THE MOMENTUM THAT Ralph Mitchell had built was now unstoppable. Squadron upon squadron continued pounding Lakunai, Tobera, and Vunakanau airdromes on February 12 and 13. More than two hundred Allied planes participated each day, bombing and strafing with increasing impunity. Opposition on both days amounted to less than fifty interceptors, approximately half as many as Kusaka had sent aloft just a few weeks earlier. Coming to grips with the inevitable, Lt. Cmdr. Okumiya would later write, “We repeated ambush after ambush, day in and day out. However, the achievement was small and we became unable to attack the enemy’s bases. Obviously the result was our own damage increasing. It seemed that no matter how many enemy planes were shot down, they reinforced their units even more.
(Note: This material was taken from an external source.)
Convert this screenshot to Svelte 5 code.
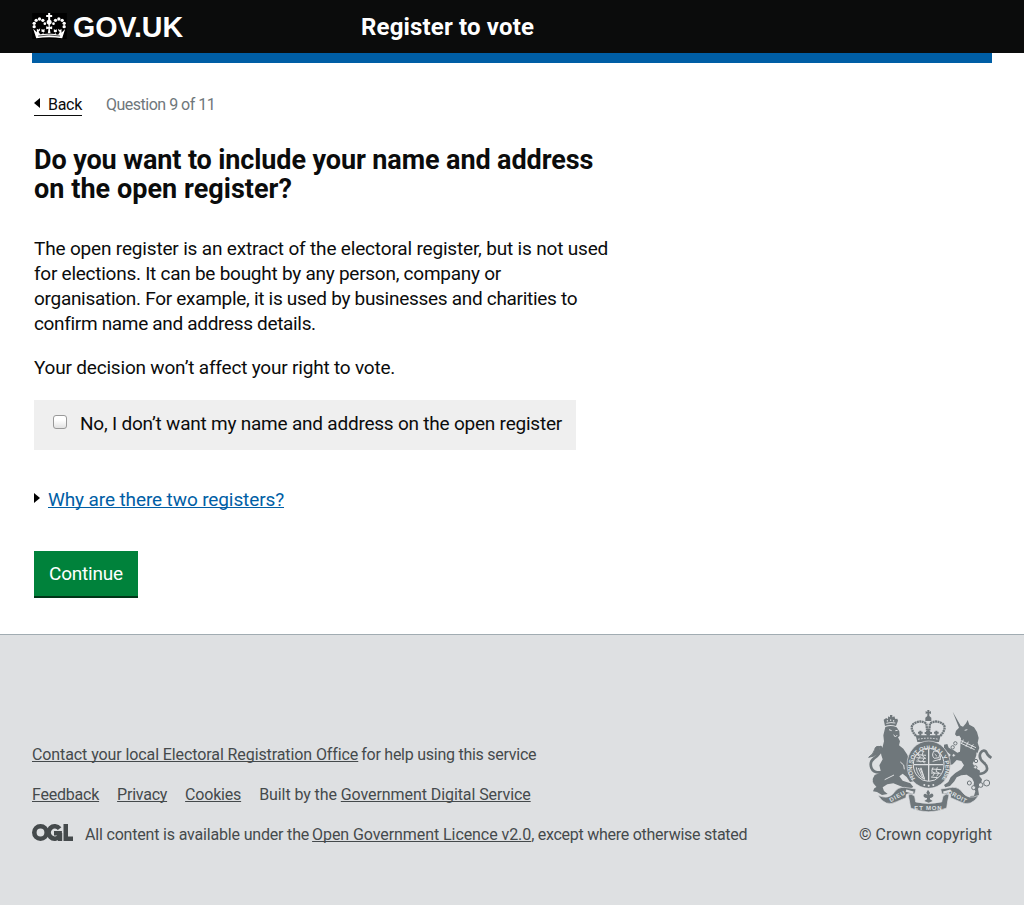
<script>
  const intro = [
    { text: 'The open register is an extract of the electoral register, but is not used', track: -0.172 },
    { text: 'for elections. It can be bought by any person, company or', track: -0.256 },
    { text: 'organisation. For example, it is used by businesses and charities to', track: -0.294 },
    { text: 'confirm name and address details.', track: -0.33 }
  ];
  const links = [
    { text: 'Feedback', track: -0.22 },
    { text: 'Privacy', track: -0.24 },
    { text: 'Cookies', track: -0.2 }
  ];
  // Pearls on the two arches of the header crown
  const pearls = [[43,79],[43,69],[49,60],[59,56],[69,60],[107,60],[117,56],[127,60],[133,69],[133,79]];
</script>

<header>
  <div class="bar">
    <a class="logo" href="#top">
      <svg width="35" height="26" viewBox="37 38 104 78" aria-hidden="true">
        <rect x="37" y="38" width="104" height="78" fill="#000"/>
        <g fill="#fff">
          {#each pearls as [x, y]}<circle cx={x} cy={y} r="5"/>{/each}
          <circle cx="75" cy="70" r="4"/><circle cx="101" cy="70" r="4"/>
          <path d="M85 38h6v6h6v6h-6v8a8 8 0 0 1-1 15v7l7-2v9l-7-2 2 14h-8l2-14-7 2v-9l7 2v-7a8 8 0 0 1-1-15v-8h-6v-6h6z"/>
          <path d="M49 113l-9-28 11 11v-11l5 3 5-4-1 7-4 3 5 8 7-1 2-6-5-1v-8l5 2 4-3v10l-4 1 1 5 10-1h14l10 1 1-5-4-1V86l4 3 5-2v8l-5 1 2 6 7 1 5-8-4-3-1-7 5 4 5-3v11l11-11-9 28q-39-6-78 0z"/>
        </g>
        <path d="M55 107q33-6 66 0" stroke="#000" stroke-width="2" fill="none"/>
      </svg>
      <span>GOV.UK</span>
    </a>
    <span class="service">Register to vote</span>
  </div>
</header>
<div class="stripe"></div>

<main>
  <nav>
    <a class="back" href="#back"><svg width="7" height="10" viewBox="0 0 7 10"><path d="M6 0v10L0 5z"/></svg><span>Back</span></a>
    <span class="step">Question 9 of 11</span>
  </nav>
  <h1><span class="h1a">Do you want to include your name and address</span><span class="h1b">on the open register?</span></h1>
  <p>{#each intro as line}<span class="line" style="letter-spacing:{line.track}px">{line.text}</span>{/each}</p>
  <p class="decision">Your decision won’t affect your right to vote.</p>
  <label><input type="checkbox"><span>No, I don’t want my name and address on the open register</span></label>
  <div class="why"><svg width="6" height="10" viewBox="0 0 6 10"><path d="M0 0v10l6-5z"/></svg><a href="#why">Why are there two registers?</a></div>
  <button>Continue</button>
</main>

<footer>
  <div class="inner">
    <div class="meta">
      <div class="row"><a class="contact" href="#contact">Contact your local Electoral Registration Office</a><span class="help">for help using this service</span></div>
      <div class="row list">
        {#each links as l}<a href="#{l.text}" style="letter-spacing:{l.track}px">{l.text}</a>{/each}
        <span class="built">Built by the <a href="#gds">Government Digital Service</a></span>
      </div>
      <div class="row">
        <svg class="ogl" width="41" height="17" viewBox="0 0 41 17" aria-label="OGL">
          <g fill="none" stroke="#454a4c" stroke-width="4.6"><circle cx="8.5" cy="8.5" r="6.2"/><path d="M27.6 4.6A6.2 6.2 0 1 0 27.6 12.4V9.2H22"/></g>
          <path d="M31.5 0H36v12.5h5V17h-9.500zM26 9h4.200v8H26z" fill="#454a4c"/>
        </svg>
        <span class="all">All content is available under the</span><a class="licence" href="#ogl">Open Government Licence v2.0</a><span class="except">, except where otherwise stated</span>
      </div>
    </div>
    <a class="copyright" href="#crown">
      <svg width="125" height="102" viewBox="21 18 375 306" aria-hidden="true">
        <g fill="#6f777b">
          <!-- lion -->
          <path d="M75 66L71 47L79 42L83 46L85 37L90 40V33H97V40L103 37L106 45L112 44L114 50L108 66Q91 60 75 66Z"/>
          <path d="M76 69Q94 62 110 70L118 82L119 96L114 100L120 112L117 124L130 134L142 152L146 164L153 178L155 195L150 205L157 214L160 232L150 234L140 219L128 209L118 217L128 230L151 238L160 249L148 255L128 249L100 238L82 241L68 250L72 261L83 270L66 273L51 264L39 262L43 253L56 245L52 232L38 235L40 222L54 213L62 200L58 184L68 166L64 154L62 140L68 128L72 112L70 94Z"/>
          <path d="M66 204L44 213L38 225L40 238L52 252L64 246L62 232L84 222Z"/>
        </g>
        <g fill="none" stroke="#6f777b" stroke-linecap="round" stroke-linejoin="round">
          <path d="M64 205Q40 207 34 191Q28 174 42 163Q66 148 62 129" stroke-width="8"/>
          <path d="M60 128Q46 124 44 137Q40 151 26 160Q44 158 56 148Z" fill="#6f777b" stroke-width="3"/>
        </g>
        <g fill="#6f777b">
          <!-- unicorn -->
          <path d="M278 23L302 65L309 68L318 58L323 48L328 62L342 70L351 84L356 102L353 116L358 132L352 148L344 140L326 136L302 121L303 103L298 95L290 97L285 91L288 80L297 71Z"/>
          <path d="M302 113L350 136L349 154L344 168L338 178L346 192L360 200L358 216L366 226L362 243L354 254L357 272L346 285L330 284L331 276L342 275L346 262L340 250L342 235L336 223L320 212L304 214L290 220L283 232L270 246L256 250L252 243L265 234L272 220L286 207L304 196L312 184L304 171L290 168L278 181L264 185L261 178L274 166L279 158L262 144L252 133V122L262 120L266 131L280 138L292 146L300 143Z"/>
          <path d="M290 150L277 148L265 161L266 176L273 178L278 164L291 163Z"/>
        </g>
        <path d="M353 209Q371 212 380 199Q385 187 370 175Q354 161 362 146Q369 136 378 143Q381 153 394 162" fill="none" stroke="#6f777b" stroke-width="8"/>
        <g fill="#6f777b">
          <!-- crown -->
          <path d="M197 21l5 3V18h6v6l5-3v9l-5-2v8l6 5v10h-18V41l6-5v-8l-5 2zM167 94h75l-5 20h-65z"/>
        </g>
        <g fill="none" stroke="#6f777b">
          <path d="M168 96q-23-27-5-38 18-11 36 0l4 38M241 96q23-27 5-38-18-11-36 0l-4 38" stroke-width="7" stroke-dasharray="6 1.500"/>
          <path d="M181 80v15M229 80v15M174 86h14M222 86h14M194 87h22M205 78v17" stroke-width="6"/>
        </g>
        <path d="M174 106q31-7 62 0" stroke="#dee0e2" stroke-width="3" stroke-dasharray="5 4" fill="none"/>
        <!-- garter and shield -->
        <ellipse cx="206" cy="182" rx="65" ry="71" fill="#6f777b" stroke="#dee0e2" stroke-width="2"/>
        <ellipse cx="206" cy="182" rx="46" ry="50" fill="none" stroke="#dee0e2" stroke-width="3"/>
        <defs><path id="garter" d="M166 224A50 55 0 1 1 247 224"/></defs>
        <text class="motto"><textPath href="#garter" textLength="236">HONI SOIT QUI MAL Y PENSE</textPath></text>
        <g fill="none" stroke="#dee0e2" stroke-width="3">
          <path d="M206 134v97M162 182h88" stroke-width="4"/>
          <path d="M171 152l27 2M169 161l29 2M169 171l28 2M178 145l-5 8 8 5-7 9 8 8M190 142l-4 12 8 7-6 10 6 7M222 141q-9 13 1 22l14-2q6-11-5-19zM218 172l25-7M224 150l7 7M243 153l-4 16M169 190q2 25 25 36l-11-35M175 192l14 31M180 192l12 29M219 190l-4 12 9 5-6 10M232 190l-4 12 9 5-7 10M215 195l29 2M213 207l29 1M213 219l20 2"/>
        </g>
        <g fill="#dee0e2"><circle cx="193" cy="243" r="3"/><circle cx="206" cy="245" r="3"/><circle cx="220" cy="243" r="3"/></g>
        <!-- animal details -->
        <g fill="none" stroke="#dee0e2" stroke-width="3">
          <path d="M79 58q14-4 27-1M82 48v5M92 46v5M101 48v5"/>
          <path d="M87 77l8 3M106 80l7-1M101 92l5 7 6-6M121 174l10 9 2 13M74 227l28-14M322 77l-8 2M301 109l47 22M301 117l43 20M310 107l-6 13M325 113l-7 15M340 121l-8 13"/>
        </g>
        <g fill="#dee0e2" stroke="#6f777b" stroke-width="3"><circle cx="286" cy="118" r="5"/><circle cx="278" cy="130" r="5"/><circle cx="281" cy="154" r="5"/><circle cx="348" cy="171" r="5"/><circle cx="346" cy="190" r="5"/><circle cx="328" cy="237" r="6"/><circle cx="341" cy="251" r="6"/><circle cx="362" cy="243" r="7"/><circle cx="380" cy="237" r="9"/></g>
        <!-- scroll -->
        <g fill="#6f777b" stroke="#dee0e2" stroke-width="2">
          <path d="M54 274q31 14 48-8 11-17 31-16l35 5-4 15-19-1q-9 0-7 12l-28 12q-34 18-56-19z"/>
          <path d="M356 274q-31 14-48-8-11-17-31-16l-35 5 4 15 19-1q9 0 7 12l28 12q34 18 56-19z"/>
          <path d="M145 273q8-7 19 4l3 17q38 9 78 0l4-17q10-11 18-4-4 15-7 39-55 23-108 0z"/>
        </g>
        <path d="M160 266l-22-6M250 266l22-6" stroke="#dee0e2" stroke-width="7"/>
        <path d="M204 257l6 9-2 8q7-9 11-3 4 7-5 10l-4 1v4l8 5-12 5-13-5 8-5v-4q-13-2-10-10 5-6 12 2l-4-8z" fill="#6f777b"/>
        <g class="scroll">
          <text x="204" y="317" text-anchor="middle" textLength="82">ET MON</text>
          <text transform="translate(92 295) rotate(-29)" textLength="51">DIEU</text>
          <text transform="translate(262 268) rotate(28)" textLength="61">DROIT</text>
        </g>
      </svg>
      <span>© Crown copyright</span>
    </a>
  </div>
</footer>

<style>
  :global(body) { margin: 0; background: #fff; color: #0b0c0c; font-family: Roboto, "Liberation Sans", sans-serif; }
  header { height: 53px; background: #0b0c0c; }
  .bar { margin: 0 32px; height: 53px; display: flex; align-items: center; }
  .logo { width: 329px; display: flex; align-items: center; gap: 6px; color: #fff; text-decoration: none; font: bold 28.6px/32px "Liberation Sans", sans-serif; }
  .logo svg { display: block; margin-bottom: 2px; }
  .service { color: #fff; font-size: 24px; font-weight: 700; letter-spacing: .16px; line-height: 30px; }
  .stripe { height: 10px; margin: 0 32px; background: #005ea5; }
  main { padding: 31px 34px 36px; font-size: 19px; line-height: 25px; }
  nav { display: flex; gap: 24px; height: 22px; font-size: 16px; line-height: 22px; }
  .back { width: 48px; box-sizing: border-box; border-bottom: 1px solid #0b0c0c; color: #0b0c0c; text-decoration: none; display: flex; gap: 7px; letter-spacing: -.3px; }
  .back svg { margin-top: 4px; }
  .step { color: #6f777b; letter-spacing: -.5px; }
  h1 { margin: 30px 0 32px; font-size: 27px; line-height: 29px; }
  h1 span, .line { display: block; white-space: nowrap; }
  .h1a { letter-spacing: -.11px; }
  .h1b { letter-spacing: .04px; }
  p { margin: 0 0 19px; }
  .decision { letter-spacing: -.196px; margin-bottom: 20px; }
  label { width: 542px; height: 50px; box-sizing: border-box; padding: 11px 0 0 19px; background: #efefef; display: flex; gap: 13px; letter-spacing: -.221px; white-space: nowrap; }
  input { appearance: none; width: 14px; height: 14px; box-sizing: border-box; margin: 4px 0 0; border: 1px solid #999; border-radius: 3px; background: linear-gradient(#fff 35%, #e2e2e2); }
  .why { display: flex; gap: 8px; margin-top: 37px; letter-spacing: -.114px; }
  .why svg { margin-top: 6px; }
  .why a { color: #005ea5; }
  a { text-underline-offset: 1px; text-decoration-thickness: 1px; text-decoration-skip-ink: none; }
  button { display: block; margin: 39px 0 0; width: 104px; height: 47px; padding: 0; border: 0; border-bottom: 2px solid #003618; background: #00823b; color: #fff; font: 19px/45px Roboto, sans-serif; letter-spacing: -.2px; }
  footer { box-sizing: border-box; height: 271px; border-top: 1px solid #a1acb2; background: #dee0e2; color: #454a4c; font-size: 16px; line-height: 20px; }
  footer a { color: #454a4c; }
  .inner { margin: 0 32px; padding-top: 75px; display: flex; justify-content: space-between; }
  .meta { padding-top: 35px; display: flex; flex-direction: column; gap: 20px; }
  .row { display: flex; white-space: nowrap; height: 20px; }
  .list { gap: 18px; }
  .contact { letter-spacing: -.095px; margin-right: 3px; }
  .help { letter-spacing: -.256px; }
  .built { letter-spacing: -.08px; }
  .ogl { margin: -1px 12px 0 0; }
  .all { letter-spacing: -.18px; margin-right: 3px; }
  .licence { letter-spacing: -.075px; }
  .except { letter-spacing: -.26px; }
  .copyright { display: flex; flex-direction: column; align-items: flex-end; gap: 13px; text-decoration: none; letter-spacing: .03px; }
  .motto { font: bold 18px "Liberation Sans", sans-serif; fill: #dee0e2; }
  .scroll { font: bold 18px "Liberation Sans", sans-serif; fill: #dee0e2; }
</style>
I felt strongly that the continuation of a defensive battle would be difficult in this situation.”

Still the Japanese refused to quit. Almost every night, Kusaka defiantly sent his few remaining
rikko
crews against Allied positions in the Solomons and coastal New Guinea. But the reversal of fortune was now complete. Two years earlier, almost to the month, the first American efforts to bomb Rabaul had consisted of a few unescorted B-17s, which accomplished nothing more than annoyance for the Japanese. Now the Japanese could muster only three or four Betty bombers, and their attacks were too insignificant to make an impact on the Allied juggernaut.

The aerial assault by Mitchell’s forces, conversely, made such dramatic progress that his staff may have become overconfident. On the night of February 14, a mission was sent out to sow mines in Simpson Harbor. The navy had modified its Mark 12 cylindrical mine for dropping by parachute, and TBF Avengers were capable of carrying a single 1,600-pound weapon. Marine squadrons had conducted night
mine-laying missions in the southern Bougainville area a year previously, but casualties were considered “too heavy to warrant the continuation” due to the fact that the Avengers were easily spotlighted by searchlights and knocked down by antiaircraft fire. Later that year the marines laid almost a hundred mines in the northern Solomons, but again the crews considered the cost to be “outrageously high.”

No one had learned from previous experience. The ComAirSols staff decided it would be worthwhile to plan a “special mining mission” over Simpson Harbor, the most heavily defended anchorage in the entire theater. Orders were written, and Mitchell, a marine flier himself, undoubtedly knew of the event as the Avenger crews headed off. Starting at 0030 hours on February 14, twenty-five TBFs from VMTB-233 took off from Bougainville. One later turned back, but the rest proceeded to New Britain and set up their drop profiles. Descending to an altitude of less than six hundred feet, the TBFs cut across the upper half of Simpson Harbor from west to east, their speed reduced to less than 180 knots to enable proper parachute deployment.

As the mines deployed, multiple searchlights coned the slow-moving Avengers. Intense antiaircraft fire followed, bringing down one Avenger in the first wave, two in the second wave, and three from the third. Two of the Avengers were reported as “flamers.” Three made controlled crashes in the harbor area, and all three pilots—lieutenants Hugh L. Cornelius, John L. Bartholf, and Robert W. Sherman—were taken prisoner along with some of their crewmen. Cornelius’s gunner died the following day. One Avenger crashed on the eastern side of Lakunai airdrome, while the fate of the other two Avengers is uncertain. They simply did not return. Each of the six downed aircraft carried a crew of three, for a total cost of eighteen casualties. The mines, due to the great depth of the harbor, caused no harm to the Japanese.